>> begin PROVIDED MATERIAL

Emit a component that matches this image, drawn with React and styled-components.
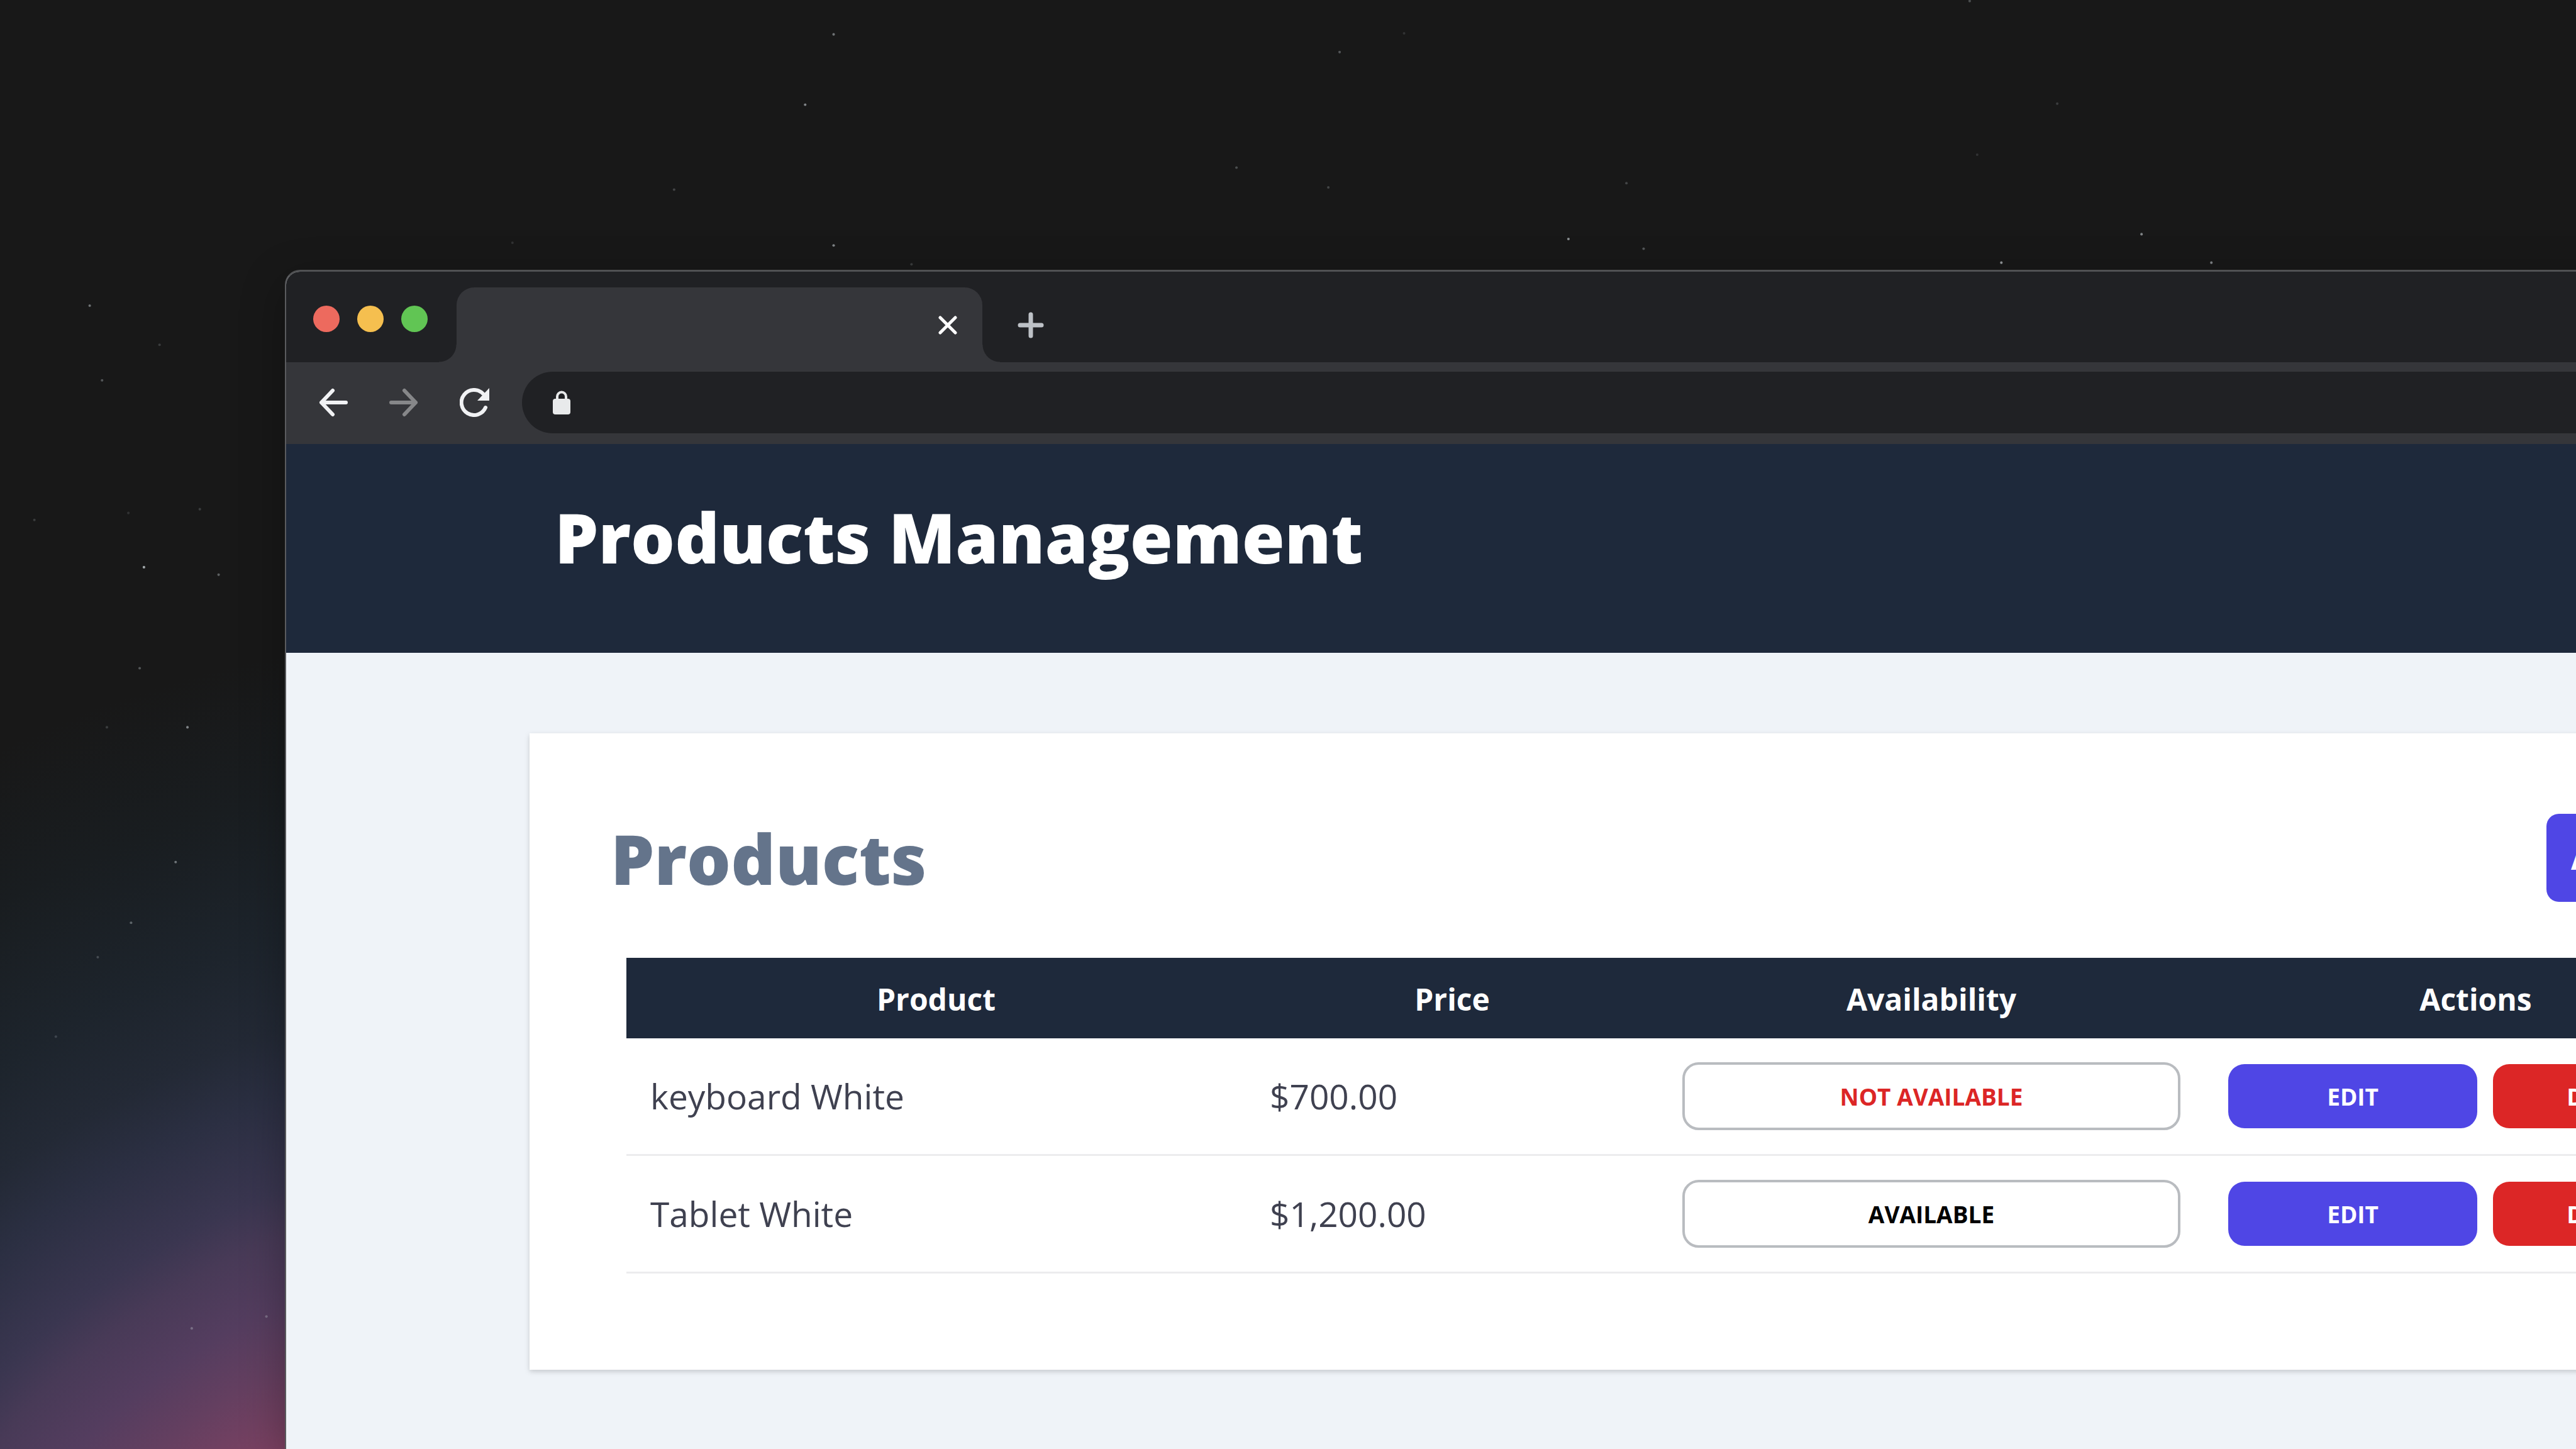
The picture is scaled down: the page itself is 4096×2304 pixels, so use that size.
import React from "react";
import styled, { createGlobalStyle } from "styled-components";

const GlobalStyle = createGlobalStyle`
  *, *::before, *::after { box-sizing: border-box; }
  html, body { margin: 0; overflow: hidden; }
  body { font-family: "Open Sans", "Noto Sans", sans-serif; background: #181818; }
  button, input { font: inherit; }
  h1, h2 { margin: 0; }
`;

const Desktop = styled.main`
  position: relative;
  min-height: 100vh;
  padding: 429px 0 0 453px;
  display: flex;
  overflow: hidden;
  background: radial-gradient(
    circle at 853px 3000px,
    #86405f 740px,
    #7c4162 804px,
    #643f60 920px,
    #543d5f 1010px,
    #483a57 1110px,
    #3a3650 1180px,
    #2b2f42 1320px,
    #232935 1420px,
    #1d242c 1560px,
    #191d20 1780px,
    #181818 2000px
  );
`;

const Sky = styled.svg`
  position: absolute;
  inset: 0;
  width: 100%;
  height: 100%;
`;

const Browser = styled.section`
  position: relative;
  flex: none;
  width: calc(100vw + 360px);
  display: flex;
  flex-direction: column;
  overflow: hidden;
  border-top: 3px solid #505153;
  border-left: 2px solid #5a5b5e;
  border-top-left-radius: 24px;
  background: #eff3f8;
  box-shadow: 0 20px 70px rgba(0, 0, 0, 0.3);
`;

const TabBar = styled.div`
  display: flex;
  align-items: center;
  padding: 25px 0 0 43px;
  background: #202124;
`;

const Lights = styled.div`
  display: flex;
  gap: 28px;
  margin: 0 46px 20px 0;
`;

const Light = styled.button`
  width: 42px;
  height: 42px;
  padding: 0;
  border: 0;
  border-radius: 50%;
  background: ${(p) => p.$color};
`;

const Tab = styled.div`
  position: relative;
  display: flex;
  align-items: center;
  justify-content: flex-end;
  width: 836px;
  height: 119px;
  padding-right: 40px;
  border-radius: 28px 28px 0 0;
  background: #35363a;

  &::before,
  &::after {
    content: "";
    position: absolute;
    bottom: 0;
    width: 28px;
    height: 28px;
  }
  &::before {
    right: 100%;
    background: radial-gradient(circle at 0 0, #202124 27px, #35363a 28px);
  }
  &::after {
    left: 100%;
    background: radial-gradient(circle at 100% 0, #202124 27px, #35363a 28px);
  }
`;

const IconButton = styled.button`
  display: flex;
  padding: 0;
  border: 0;
  background: none;
  color: ${(p) => p.$color || "#f1f2f4"};

  svg {
    display: block;
    fill: none;
    stroke: currentColor;
    stroke-linecap: round;
    stroke-linejoin: round;
  }
`;

const NewTab = styled(IconButton)`
  margin-left: 56px;
`;

const Toolbar = styled.div`
  display: flex;
  align-items: center;
  padding: 15px 0 17px 52px;
  background: #35363a;
`;

const NavButtons = styled.nav`
  display: flex;
  gap: 66px;
  margin-right: 51px;
`;

const Address = styled.label`
  flex: 1;
  display: flex;
  align-items: center;
  gap: 24px;
  height: 98px;
  padding: 0 49px;
  border-radius: 49px 0 0 49px;
  background: #202124;
`;

const AddressInput = styled.input`
  flex: 1;
  border: 0;
  outline: 0;
  background: none;
  color: #e8eaed;
  font-size: 37px;
`;

const PageHeader = styled.header`
  padding: 83px 427px 121px;
  background: #1e293b;
`;

const Title = styled.h1`
  font-size: 110px;
  font-weight: 800;
  line-height: 128px;
  color: #fff;
`;

const Content = styled.div`
  padding: 128px 387px;
`;

const Card = styled.section`
  padding: 128px 129px;
  background: #fff;
  box-shadow: 0 3px 10px rgba(0, 0, 0, 0.1), 0 3px 6px rgba(0, 0, 0, 0.08);
`;

const CardHead = styled.div`
  display: flex;
  align-items: center;
  justify-content: space-between;
`;

const Heading = styled.h2`
  font-size: 110px;
  font-weight: 800;
  line-height: 128px;
  color: #64748b;
`;

const AddButton = styled.button`
  width: 344px;
  height: 140px;
  padding: 0 0 0 39px;
  border: 0;
  border-radius: 20px;
  background: #4f46e5;
  color: #fff;
  font-size: 48px;
  font-weight: 700;
  text-align: left;
  white-space: nowrap;
`;

const TableWrap = styled.div`
  margin-top: 64px;
  padding: 25px;
`;

const Table = styled.table`
  width: 100%;
  table-layout: fixed;
  border-spacing: 0;
`;

const Col = styled.col`
  width: ${(p) => p.$width};
`;

const HeadCell = styled.th`
  padding: 34px 0 30px;
  background: #1e293b;
  color: #fff;
  font-size: 48px;
  font-weight: 700;
  line-height: 64px;
`;

const Cell = styled.td`
  padding: 38px 38px;
  border-bottom: 3px solid #ececee;
  color: #3f4150;
  font-size: 55px;
  line-height: 80px;
`;

const PillButton = styled.button`
  display: block;
  width: 100%;
  height: ${(p) => (p.$outline ? 108 : 102)}px;
  padding: 2px 0 0;
  border: ${(p) => (p.$outline ? "4px solid #b9bcc0" : "0")};
  border-radius: 26px;
  background: ${(p) => p.$background || "#fff"};
  color: ${(p) => p.$color || "#fff"};
  font-size: 37px;
  font-weight: 700;
  line-height: 50px;
  text-transform: uppercase;
`;

const Actions = styled.div`
  display: grid;
  grid-template-columns: 13fr 12fr;
  gap: 25px;
`;

const stars = [
  [1552, 64, 0.5], [2494, 97, 0.35], [1499, 195, 0.6], [2302, 312, 0.3], [1255, 353, 0.25],
  [2473, 349, 0.25], [954, 452, 0.15], [1552, 457, 0.6], [1697, 492, 0.2], [2614, 62, 0.15],
  [3028, 341, 0.25], [3830, 193, 0.2], [3681, 288, 0.15], [2920, 445, 0.65], [3060, 463, 0.35],
  [3726, 489, 0.7], [3987, 436, 0.6], [4117, 489, 0.6], [3667, 2, 0.3], [167, 569, 0.5],
  [297, 642, 0.2], [190, 708, 0.35], [64, 968, 0.2], [239, 955, 0.15], [372, 948, 0.2],
  [268, 1056, 0.8], [407, 1070, 0.4], [260, 1244, 0.35], [199, 1354, 0.2], [349, 1354, 0.6],
  [327, 1605, 0.5], [244, 1718, 0.4], [182, 1782, 0.25], [104, 1930, 0.2], [357, 2473, 0.35],
  [496, 2451, 0.35],
];

const products = [
  { name: "keyboard White", price: "$700.00", available: false },
  { name: "Tablet White", price: "$1,200.00", available: true },
];

function StarField() {
  return (
    <Sky viewBox="0 0 4800 2700" preserveAspectRatio="xMinYMin slice" aria-hidden="true">
      {stars.map(([x, y, o]) => (
        <circle key={`${x}-${y}`} cx={x} cy={y} r="2.4" fill="#c4ccd0" opacity={o} />
      ))}
    </Sky>
  );
}

function Chrome() {
  return (
    <>
      <TabBar>
        <Lights>
          <Light $color="#ed6a5e" aria-label="Close window" />
          <Light $color="#f5bf4f" aria-label="Minimize window" />
          <Light $color="#61c554" aria-label="Zoom window" />
        </Lights>
        <Tab>
          <IconButton $color="#ffffff" aria-label="Close tab">
            <svg width="30" height="30" strokeWidth="5">
              <path d="M3 3L27 27M27 3L3 27" />
            </svg>
          </IconButton>
        </Tab>
        <NewTab $color="#bdc1c6" aria-label="New tab">
          <svg width="42" height="42" strokeWidth="7">
            <path d="M21 4V38M4 21H38" />
          </svg>
        </NewTab>
      </TabBar>
      <Toolbar>
        <NavButtons aria-label="History">
          <IconButton aria-label="Back">
            <svg width="46" height="46" strokeWidth="6">
              <path d="M43 23H4M22 4L4 23L22 42" />
            </svg>
          </IconButton>
          <IconButton $color="#868789" aria-label="Forward">
            <svg width="46" height="46" strokeWidth="6">
              <path d="M3 23H42M24 4L42 23L24 42" />
            </svg>
          </IconButton>
          <IconButton aria-label="Reload">
            <svg width="48" height="46" strokeWidth="6">
              <path d="M41 31A20 20 0 1 1 37 9" />
              <path d="M47 0V20H28Z" fill="currentColor" stroke="none" />
            </svg>
          </IconButton>
        </NavButtons>
        <Address>
          <svg width="28" height="38" aria-hidden="true">
            <path d="M7 15V9.500A7 7 0 0 1 21 9.500V15" fill="none" stroke="#e8eaeb" strokeWidth="4" />
            <rect y="13" width="28" height="25" rx="4" fill="#e8eaeb" />
          </svg>
          <AddressInput type="text" aria-label="Address" />
        </Address>
      </Toolbar>
    </>
  );
}

function ProductRow({ product }) {
  return (
    <tr>
      <Cell>{product.name}</Cell>
      <Cell>{product.price}</Cell>
      <Cell>
        <PillButton $outline $color={product.available ? "#000" : "#dc2626"}>
          {product.available ? "Available" : "Not available"}
        </PillButton>
      </Cell>
      <Cell>
        <Actions>
          <PillButton $background="#4f46e5">Edit</PillButton>
          <PillButton $background="#dc2626">Delete</PillButton>
        </Actions>
      </Cell>
    </tr>
  );
}

export default function App() {
  return (
    <>
      <GlobalStyle />
      <Desktop>
        <StarField />
        <Browser>
          <Chrome />
          <PageHeader>
            <Title>Products Management</Title>
          </PageHeader>
          <Content>
            <Card>
              <CardHead>
                <Heading>Products</Heading>
                <AddButton>Add Product</AddButton>
              </CardHead>
              <TableWrap>
                <Table>
                  <colgroup>
                    <Col $width="985px" />
                    <Col $width="656px" />
                    <Col $width="868px" />
                    <Col $width="auto" />
                  </colgroup>
                  <thead>
                    <tr>
                      <HeadCell scope="col">Product</HeadCell>
                      <HeadCell scope="col">Price</HeadCell>
                      <HeadCell scope="col">Availability</HeadCell>
                      <HeadCell scope="col">Actions</HeadCell>
                    </tr>
                  </thead>
                  <tbody>
                    {products.map((product) => (
                      <ProductRow key={product.name} product={product} />
                    ))}
                  </tbody>
                </Table>
              </TableWrap>
            </Card>
          </Content>
        </Browser>
      </Desktop>
    </>
  );
}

>> end PROVIDED MATERIAL

* EXERCISE GOAL:
Every line of the listing that holds "React" should be found and copied.

* EXERCISE ANSWER:
Emit a component that matches this image, drawn with React and styled-components.
import React from "react";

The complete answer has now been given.